/st_connection

Snowflake Connection Tools

Primary LanguagePythonMIT LicenseMIT

Snowflake Connection Tools

This Python package helps users connect from Streamlit to data sources that require connections. It provides a framework and abstract classes to support a number of approaches for various use cases, and has some best practices built in.

This package is intended to be extended by data source providers to simplify creation, caching, and management of persistent connections necessary for various data sources, such as databases.

An implementation for Snowflake is included in tree.

Installation

You can install directly from github with this command:

pip install git+https://github.com/sfc-gh-brianhess/st_connection.git

Note that python 3.8 is the only supported python version currently.

To install directly from github via pipenv, use:

pipenv install git+https://github.com/sfc-gh-brianhess/st_connection.git#egg=st_connection

Description

Streamlit is a powerful data and visualization tool, but to do data analysis we need... DATA! Many data sources require making persistent connections, and a best practice in Streamlit is to cache those connections.

There are a few different scenarios about how a Streamlit app will connect to a data source (such as Snowflake):

  1. A single, global connection to be used by all Streamlit users
  2. Each Streamlit user provides their own data source credentials and the connection is unique to them.

This package provides both ways to connect, with some specific nuances for each case.

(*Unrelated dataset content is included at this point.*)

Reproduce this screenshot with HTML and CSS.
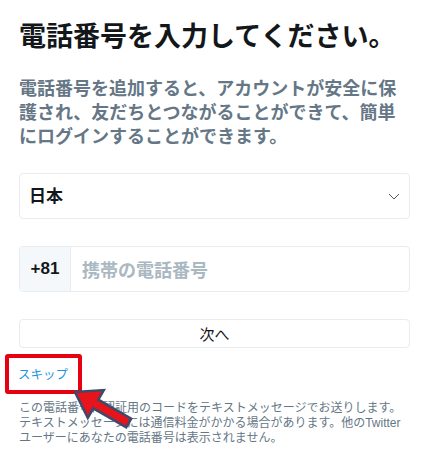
FILE: index.html
```html
<!DOCTYPE html>
<html lang="ja">
<head>
  <meta charset="UTF-8">
  <title>電話番号を入力してください。</title>
  <link rel="stylesheet" href="styles.css">
</head>
<body>
  <div class="page">
    <!-- 見出し -->
    <h1 class="title">電話番号を入力してください。</h1>
    <p class="lead">電話番号を追加すると、アカウントが安全に保<br>護され、友だちとつながることができて、簡単<br>にログインすることができます。</p>

    <!-- 国の選択 -->
    <div class="select">
      <span class="select-value">日本</span>
      <svg class="chevron" width="12" height="7" viewBox="0 0 12 7">
        <path d="M1 1 L6 6 L11 1" fill="none" stroke="#555" stroke-width="1"/>
      </svg>
    </div>

    <!-- 電話番号 -->
    <div class="phone">
      <span class="phone-code">+81</span>
      <span class="phone-placeholder">携帯の電話番号</span>
    </div>

    <button class="next" type="button">次へ</button>

    <a class="skip" href="#">スキップ</a>

    <p class="note">この電話番号に認証用のコードをテキストメッセージでお送りします。<br>テキストメッセージには通信料金がかかる場合があります。他のTwitter<br>ユーザーにあなたの電話番号は表示されません。</p>
  </div>

  <!-- 注釈の矢印 -->
  <svg class="arrow" width="80" height="55" viewBox="60 380 80 55">
    <polygon points="75,392 103.8,390.1 98.3,399.7 131.2,418.7 126.2,427.3 93.3,408.3 87.8,417.9"
             fill="#e8141b" stroke="#3d4a6b" stroke-width="2.5" stroke-linejoin="miter"/>
  </svg>
</body>
</html>
```

FILE: styles.css
```css
* {
  margin: 0;
  padding: 0;
  box-sizing: border-box;
}
body {
  position: relative;
  background: #fff;
  font-family: "Liberation Sans", "Noto Sans CJK JP", sans-serif;
  color: #14171a;
}

.page {
  display: flex;
  flex-direction: column;
  align-items: flex-start;
  width: 410px;
  padding: 21px 0 0 19px;
}

/* 見出し */
.title {
  font-size: 27px;
  line-height: 32px;
  font-weight: bold;
  white-space: nowrap;
}
.lead {
  margin-top: 24px;
  font-size: 18px;
  line-height: 24px;
  font-weight: bold;
  color: #657786;
  white-space: nowrap;
}

/* 入力欄 */
.select {
  display: flex;
  align-items: center;
  justify-content: space-between;
  width: 100%;
  height: 46px;
  margin-top: 24px;
  padding: 0 9px 0 9px;
  border: 1px solid #e6ecf0;
  border-radius: 4px;
}
.select-value {
  font-size: 17px;
  font-weight: bold;
  margin-top: -4px;
}
.chevron {
  margin-top: 1px;
}

.phone {
  display: flex;
  align-items: stretch;
  width: 100%;
  height: 46px;
  margin-top: 27px;
  border: 1px solid #e6ecf0;
  border-radius: 4px;
  overflow: hidden;
}
.phone-code {
  display: flex;
  align-items: center;
  justify-content: center;
  width: 51px;
  background: #f5f8fa;
  border-right: 1px solid #e6ecf0;
  font-size: 17px;
  font-weight: bold;
}
.phone-placeholder {
  display: flex;
  align-items: center;
  padding-left: 11px;
  font-size: 18px;
  font-weight: bold;
  color: #aab8c2;
}

.next {
  width: 100%;
  height: 29px;
  margin-top: 27px;
  background: #fff;
  border: 1px solid #e6ecf0;
  border-radius: 4px;
  font-family: inherit;
  font-size: 15px;
  color: #14171a;
}

/* スキップ(赤枠付き) */
.skip {
  margin: 6px 0 0 -14px;
  width: 77px;
  height: 40px;
  padding: 8px 0 0 9px;
  border: 4px solid #e60012;
  border-radius: 3px;
  font-size: 12.5px;
  line-height: 18px;
  color: #1b95e0;
  text-decoration: none;
}

.note {
  margin-top: 7px;
  font-size: 12px;
  line-height: 15px;
  color: #657786;
  white-space: nowrap;
}

/* 注釈 */
.arrow {
  position: absolute;
  left: 60px;
  top: 380px;
}
```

  1. For a global connection, the credentials will be static (e.g., in a credentials file, or in the st.secrets construct). As such, we can automatically connect, and if there's a need to reconnect, we have the credentials and can do that automatically, as well. In this way, the user will never error by using a stale/closed connection.
  2. For the case where users provide their own credentials, we would want to present a login form to capture the necessary details to connect to the data source (e.g., account, username, password, etc) and not present any more of the Streamlit app until those details were entered. Once the details are entered, the connection to the data source should be made, and the credentials should be deleted (so as to minimize any security risk). While connected, there should be a logout button to end the session. However, it may come to pass that the connection may get closed (e.g., a failure, an idle timeout, etc). In that case, we would want to act as if the user never logged in, namely we want to present the login screen and gate the app until successfully logged in.

This package provides functions to support both scenarios.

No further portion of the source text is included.